▸ **Exercise details**:
Extract the lines beginning at the one that holds "Clone this table in HTML and CSS." and ending at the final line of the material below, keeping them exact and leaving out all pictures.

▸ **Items from a data source**:
##########

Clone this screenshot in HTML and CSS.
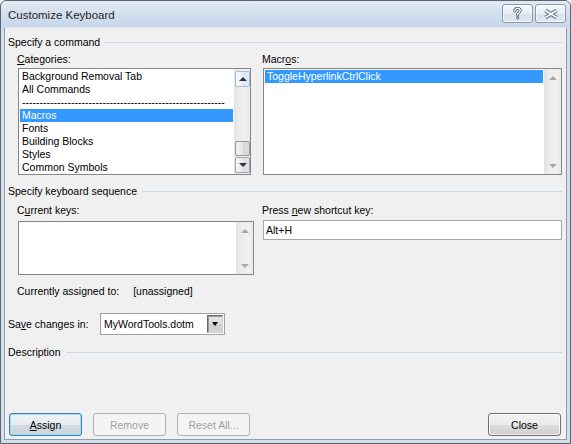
FILE: index.html
```html
<!DOCTYPE html>
<html lang="en">
<head>
<meta charset="utf-8">
<title>Customize Keyboard</title>
<link rel="stylesheet" href="styles.css">
</head>
<body>
<div class="window">
  <div class="titlebar">
    <span class="title">Customize Keyboard</span>
    <div class="caption-btns">
      <button class="cap-btn" aria-label="Help">
        <svg width="9" height="13" viewBox="0 0 9 13">
          <g fill="none" stroke-linecap="round" stroke-linejoin="round">
            <path d="M1.8 4 C1.8 2.1 3.1 1.4 4.5 1.4 C6 1.4 7.2 2.3 7.2 3.7 C7.2 5.3 4.7 5.6 4.7 7.3 L4.7 7.9 M4.7 10.8 L4.7 10.9" stroke="#56657a" stroke-width="3"/>
            <path d="M1.8 4 C1.8 2.1 3.1 1.4 4.5 1.4 C6 1.4 7.2 2.3 7.2 3.7 C7.2 5.3 4.7 5.6 4.7 7.3 L4.7 7.9 M4.7 10.8 L4.7 10.9" stroke="#ffffff" stroke-width="1.3"/>
          </g>
        </svg>
      </button>
      <button class="cap-btn" aria-label="Close">
        <svg width="16" height="10" viewBox="0 0 16 10">
          <g fill="none">
            <path d="M2.5 1.5 L13.5 8.5 M13.5 1.5 L2.5 8.5" stroke="#56657a" stroke-width="3.8"/>
            <path d="M2.5 1.5 L13.5 8.5 M13.5 1.5 L2.5 8.5" stroke="#ffffff" stroke-width="1.8"/>
          </g>
        </svg>
      </button>
    </div>
  </div>

  <div class="client">
    <div class="group-head">Specify a command</div>
    <div class="cols cmd-row">
      <div class="field">
        <div class="label"><u>C</u>ategories:</div>
        <div class="listbox cat-list">
          <ul class="items">
            <li>Background Removal Tab</li>
            <li>All Commands</li>
            <li>----------------------------------------------------------</li>
            <li class="sel">Macros</li>
            <li>Fonts</li>
            <li>Building Blocks</li>
            <li>Styles</li>
            <li>Common Symbols</li>
          </ul>
          <div class="vscroll narrow">
            <span class="sb-btn up-btn"><i class="arrow up"></i></span>
            <span class="sb-space"></span>
            <span class="sb-thumb"></span>
            <span class="sb-btn down-btn"><i class="arrow down"></i></span>
          </div>
        </div>
      </div>
      <div class="field">
        <div class="label">Macr<u>o</u>s:</div>
        <div class="listbox mac-list">
          <ul class="items">
            <li class="sel">ToggleHyperlinkCtrlClick</li>
          </ul>
          <div class="vscroll">
            <span class="sb-dis"><i class="arrow up dis"></i></span>
            <span class="sb-space"></span>
            <span class="sb-dis"><i class="arrow down dis"></i></span>
          </div>
        </div>
      </div>
    </div>

    <div class="group-head seq-head">Specify keyboard sequence</div>
    <div class="cols keys-row">
      <div class="field">
        <div class="label lbl-keys">C<u>u</u>rrent keys:</div>
        <div class="listbox keys-list">
          <ul class="items"></ul>
          <div class="vscroll">
            <span class="sb-dis"><i class="arrow up dis"></i></span>
            <span class="sb-space"></span>
            <span class="sb-dis"><i class="arrow down dis"></i></span>
          </div>
        </div>
      </div>
      <div class="field">
        <div class="label lbl-new">Press <u>n</u>ew shortcut key:</div>
        <div class="textbox">Alt+H</div>
      </div>
    </div>

    <div class="assigned">
      <span>Currently assigned to:</span>
      <span>[unassigned]</span>
    </div>

    <div class="save-row">
      <span class="save-lbl">Sa<u>v</u>e changes in:</span>
      <div class="combo">
        <span class="combo-text">MyWordTools.dotm</span>
        <span class="combo-btn"><i class="arrow down black"></i></span>
      </div>
    </div>

    <div class="group-head desc-head">Description</div>

    <div class="buttons">
      <button class="btn default"><u>A</u>ssign</button>
      <button class="btn" disabled>Remove</button>
      <button class="btn" disabled>Reset All...</button>
      <button class="btn close-btn">Close</button>
    </div>
  </div>
</div>
</body>
</html>
```

FILE: styles.css
```css
html, body {
  margin: 0;
  padding: 0;
  background: #ffffff;
}

body {
  font-family: "Liberation Sans", Arial, sans-serif;
  font-size: 10.5px;
  color: #000;
}

.window {
  width: 571px;
  height: 444px;
  box-sizing: border-box;
  border: 1px solid #5b6470;
  border-radius: 6px 6px 0 0;
  background: #d3deeb;
  padding: 0 3px 3px;
  display: flex;
  flex-direction: column;
  overflow: hidden;
}

/* ---------- title bar ---------- */
.titlebar {
  margin: 0 -3px;
  height: 26px;
  flex: none;
  display: flex;
  align-items: flex-start;
  justify-content: space-between;
  padding: 0 4px 0 7px;
  background: linear-gradient(#e1e9f4, #c6d6e9);
  border-radius: 5px 5px 0 0;
}

.title {
  margin-top: 7px;
  line-height: 14px;
  font-size: 11.5px;
  color: #262626;
}

.caption-btns {
  display: flex;
  gap: 2px;
  margin-top: 3px;
}

.cap-btn {
  width: 31px;
  height: 19px;
  box-sizing: border-box;
  border: 1px solid #8898ad;
  border-radius: 3px;
  padding: 0;
  margin: 0;
  display: flex;
  align-items: center;
  justify-content: center;
  background: linear-gradient(#f6f8fb, #e6edf5 50%, #d6e1ed 51%, #e0e8f2);
  box-shadow: inset 0 0 0 1px rgba(255, 255, 255, 0.6);
}

.cap-btn svg {
  display: block;
}

/* ---------- client area ---------- */
.client {
  flex: 1;
  min-height: 0;
  display: flex;
  flex-direction: column;
  background: #f0f0f0;
  border: 1px solid #909cab;
  border-top-color: #dfe6ee;
  padding: 8px 4px 3px 3px;
}

.group-head {
  display: flex;
  align-items: center;
  height: 13px;
  line-height: 13px;
  white-space: nowrap;
}

.group-head::after {
  content: "";
  flex: 1;
  height: 1px;
  margin-left: 5px;
  background: #cdd8e4;
}

.seq-head {
  margin-top: 10px;
}

.desc-head {
  margin-top: 11px;
}

.cols {
  display: grid;
  grid-template-columns: 236px 1fr;
  column-gap: 9px;
  padding-left: 10px;
}

.field {
  display: flex;
  flex-direction: column;
  min-width: 0;
}

.label {
  line-height: 13px;
  margin-left: -1px;
  white-space: nowrap;
}

.cmd-row .label {
  margin-top: 4px;
  margin-bottom: 2px;
}

.keys-row .label {
  margin-top: 6px;
}

.lbl-keys {
  margin-bottom: 4px;
}

.lbl-new {
  margin-bottom: 3px;
}

/* ---------- list boxes ---------- */
.listbox {
  display: flex;
  box-sizing: border-box;
  border: 1px solid #828790;
  background: #fff;
  overflow: hidden;
}

.cat-list {
  width: 233px;
  height: 107px;
}

.mac-list {
  height: 107px;
}

.keys-list {
  height: 54px;
}

.items {
  list-style: none;
  margin: 0;
  padding: 1px;
  flex: 1;
  min-width: 0;
  overflow: hidden;
}

.items li {
  height: 13px;
  line-height: 13px;
  padding-left: 2px;
  white-space: nowrap;
  overflow: hidden;
}

.items li.sel {
  background: #3399ff;
  color: #fff;
}

.vscroll {
  width: 17px;
  flex: none;
  display: flex;
  flex-direction: column;
  background: linear-gradient(to right, #e2e2e2, #ececec 30%, #f1f1f1 70%, #e9e9e9);
}

.vscroll.narrow {
  width: 16px;
}

.sb-space {
  flex: 1;
}

.sb-btn {
  box-sizing: border-box;
  margin: 0 0 0 1px;
  width: 15px;
  height: 16px;
  border-radius: 2px;
  display: flex;
  align-items: center;
  justify-content: center;
  border: 1px solid #9fa4aa;
  background: linear-gradient(to right, #f6f6f6, #ebebeb 50%, #dcdcdc 51%, #e4e4e4);
}

.up-btn {
  margin-top: 2px;
  border-color: #a8bcd3;
  background: linear-gradient(to right, #f7fafd, #e9f1f9 50%, #dae6f2 51%, #e3ecf6);
}

.down-btn {
  margin-bottom: 1px;
}

.sb-thumb {
  box-sizing: border-box;
  margin: 0 0 1px 1px;
  width: 15px;
  height: 15px;
  border: 1px solid #979797;
  border-radius: 2px;
  background: linear-gradient(to right, #f2f2f2, #e6e6e6 50%, #d6d6d6 51%, #dddddd);
}

.sb-dis {
  height: 17px;
  display: flex;
  align-items: center;
  justify-content: center;
}

.arrow {
  display: block;
  width: 0;
  height: 0;
  border-left: 4px solid transparent;
  border-right: 4px solid transparent;
}

.arrow.up {
  border-bottom: 4px solid #2c3648;
}

.arrow.down {
  border-top: 4px solid #2c3648;
}

.arrow.up.dis {
  border-bottom-color: #a8a8a8;
}

.arrow.down.dis {
  border-top-color: #a8a8a8;
}

.arrow.down.black {
  border-left-width: 3.5px;
  border-right-width: 3.5px;
  border-top: 4px solid #000;
}

/* ---------- text box ---------- */
.textbox {
  height: 20px;
  box-sizing: border-box;
  border: 1px solid #a7a7a7;
  background: #fff;
  padding-left: 2px;
  line-height: 18px;
  white-space: nowrap;
}

.assigned {
  margin-top: 10px;
  padding-left: 9px;
  display: flex;
  gap: 14px;
  line-height: 13px;
}

/* ---------- save row ---------- */
.save-row {
  margin-top: 15px;
  display: flex;
  align-items: center;
}

.save-lbl {
  width: 92px;
  line-height: 13px;
}

.combo {
  width: 125px;
  height: 22px;
  box-sizing: border-box;
  border: 1px solid #a2a2a2;
  background: #fff;
  padding: 1px;
  display: flex;
  align-items: center;
}

.combo-text {
  flex: 1;
  padding-left: 2px;
  line-height: 13px;
  white-space: nowrap;
}

.combo-btn {
  box-sizing: border-box;
  width: 16px;
  height: 18px;
  display: flex;
  align-items: center;
  justify-content: center;
  border: 1px solid;
  border-color: #6a6a6a #cfcfcf #cfcfcf #6a6a6a;
  background: linear-gradient(#e6e6e6, #dcdcdc 50%, #cdcdcd 51%, #d6d6d6);
  box-shadow: inset 1px 1px 0 #9a9a9a;
}

/* ---------- buttons ---------- */
.buttons {
  margin-top: auto;
  display: flex;
  gap: 11px;
  padding: 0 1px;
}

.btn {
  width: 73px;
  height: 23px;
  box-sizing: border-box;
  margin: 0;
  padding: 0;
  font-family: inherit;
  font-size: 10.5px;
  color: #000;
  border: 1px solid #707070;
  border-radius: 3px;
  background: linear-gradient(#f2f2f2, #ebebeb 50%, #dddddd 51%, #cfcfcf);
  box-shadow: inset 0 0 0 1px rgba(255, 255, 255, 0.75);
}

.btn.default {
  border-color: #3c7fb1;
  box-shadow: inset 0 0 0 1px #9fdcf7;
  background: linear-gradient(#eef3f6, #e6ecf0 50%, #d6dde2 51%, #c8d2d9);
}

.btn:disabled {
  color: #a0a0a0;
  border-color: #adb2b5;
  background: #f4f4f4;
  box-shadow: none;
}

.close-btn {
  margin-left: auto;
}
```
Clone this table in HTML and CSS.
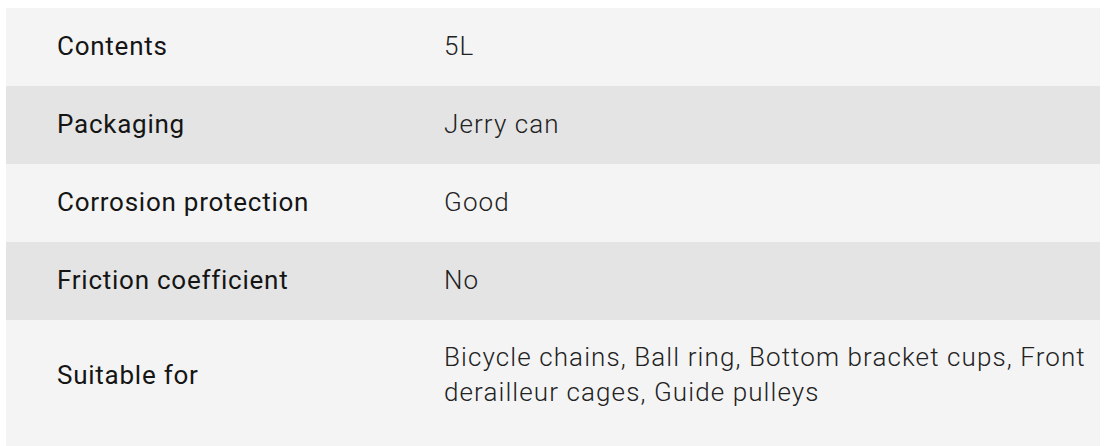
FILE: index.html
```html
<!DOCTYPE html>
<html lang="en">
<head>
<meta charset="utf-8">
<title>Specifications</title>
<link rel="stylesheet" href="styles.css">
</head>
<body>
<div class="specs">
  <div class="row light"><div class="label">Contents</div><div class="value">5L</div></div>
  <div class="row dark"><div class="label">Packaging</div><div class="value">Jerry can</div></div>
  <div class="row light"><div class="label">Corrosion protection</div><div class="value">Good</div></div>
  <div class="row dark"><div class="label">Friction coefficient</div><div class="value">No</div></div>
  <div class="row light last"><div class="label">Suitable for</div><div class="value">Bicycle chains, Ball ring, Bottom bracket cups, Front derailleur cages, Guide pulleys</div></div>
</div>
</body>
</html>
```
FILE: styles.css
```css
html, body {
  margin: 0;
  padding: 0;
  background: #ffffff;
  overflow: hidden;
}
body {
  padding: 8px 4px 0 6px;
  font-family: "Roboto", "Liberation Sans", sans-serif;
  color: #151515;
}
.specs {
  display: flex;
  flex-direction: column;
}
.row {
  display: grid;
  grid-template-columns: 387px 1fr;
  align-items: center;
  padding: 21px 4px 22px 51px;
  line-height: 35px;
  font-size: 26px;
}
.row.light { background: #f4f4f4; }
.row.dark { background: #e4e4e4; }
.row.last { padding-top: 20px; padding-bottom: 50px; }
.label {
  font-weight: 400;
  letter-spacing: 0.75px;
}
.value {
  font-weight: 300;
  letter-spacing: 1.1px;
  color: #222222;
}
```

##########

▸ **Reply**:
Clone this table in HTML and CSS.
FILE: index.html
```html
<!DOCTYPE html>
<html lang="en">
<head>
<meta charset="utf-8">
<title>Specifications</title>
<link rel="stylesheet" href="styles.css">
</head>
<body>
<div class="specs">
  <div class="row light"><div class="label">Contents</div><div class="value">5L</div></div>
  <div class="row dark"><div class="label">Packaging</div><div class="value">Jerry can</div></div>
  <div class="row light"><div class="label">Corrosion protection</div><div class="value">Good</div></div>
  <div class="row dark"><div class="label">Friction coefficient</div><div class="value">No</div></div>
  <div class="row light last"><div class="label">Suitable for</div><div class="value">Bicycle chains, Ball ring, Bottom bracket cups, Front derailleur cages, Guide pulleys</div></div>
</div>
</body>
</html>
```
FILE: styles.css
```css
html, body {
  margin: 0;
  padding: 0;
  background: #ffffff;
  overflow: hidden;
}
body {
  padding: 8px 4px 0 6px;
  font-family: "Roboto", "Liberation Sans", sans-serif;
  color: #151515;
}
.specs {
  display: flex;
  flex-direction: column;
}
.row {
  display: grid;
  grid-template-columns: 387px 1fr;
  align-items: center;
  padding: 21px 4px 22px 51px;
  line-height: 35px;
  font-size: 26px;
}
.row.light { background: #f4f4f4; }
.row.dark { background: #e4e4e4; }
.row.last { padding-top: 20px; padding-bottom: 50px; }
.label {
  font-weight: 400;
  letter-spacing: 0.75px;
}
.value {
  font-weight: 300;
  letter-spacing: 1.1px;
  color: #222222;
}
```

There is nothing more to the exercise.